On Tue, Nov 4, 2008 at 7:25 AM, Eris Discordia <eris.discordia@gmail.com> wrote:
i think it's a tradition at this point to use 0x20 and not 0x00 to
fill a fixed-with signature.  ata identify device uses 0x20 to fill
out fixed-width fields like the serial number.  i'd be interested
where this tradition popped up.  0 would make more sense.

I risk being wrong--as always--and say it must have popped up in a normal ASCII environment. 0x20 = 32, the ASCII code point for a simple whitespace. BIOS routines know how to display a whitespace, or any ASCII character, in text mode. I remember somewhere back in time I could load AL with an ASCII character, call interrupt 0x0A service 0x0E, and have the character printed on the screen and the cursor moved one character to the right. This was (is?) fairly standard and time-proven. And it worked (works?) everywhere, at least in the PC world.

DOS string routines used $ character termination. (AX = 09, DX=(address of $ terminated string) INT 21h, if IIRC).

The print routines in the BIOS I knew of took a length parameter in the CX register (also IIRC)

Why do I sometimes still yearn for the simplicity of DOS?  Maybe it's Vista that makes me feel so.  Maybe it was the amount of stuff we could do with so very little RAM back then.  Running protected mode servers really wasn't all THAT bad. :-)
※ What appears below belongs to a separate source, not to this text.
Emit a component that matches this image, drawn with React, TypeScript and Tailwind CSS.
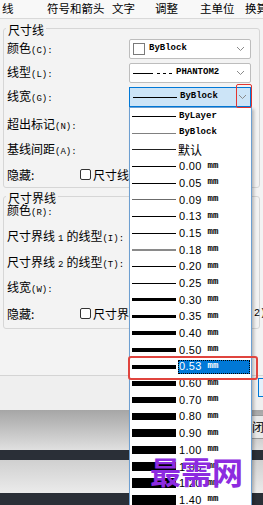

Perhaps I'm just getting old.

 


--On Monday, November 03, 2008 7:06 AM -0500 erik quanstrom <quanstro@quanstro.net> wrote:

This courtesy of the ACPI spec: ""RSD PTR " (Notice that this
signature must contain a trailing
blank character.)"

So where do we get the guys who design this stuff? Can we send them
back? Or put them in an infinite loop in a time machine (oh wait see
the subject).

i think it's a tradition at this point to use 0x20 and not 0x00 to
fill a fixed-with signature.  ata identify device uses 0x20 to fill
out fixed-width fields like the serial number.  i'd be interested
where this tradition popped up.  0 would make more sense.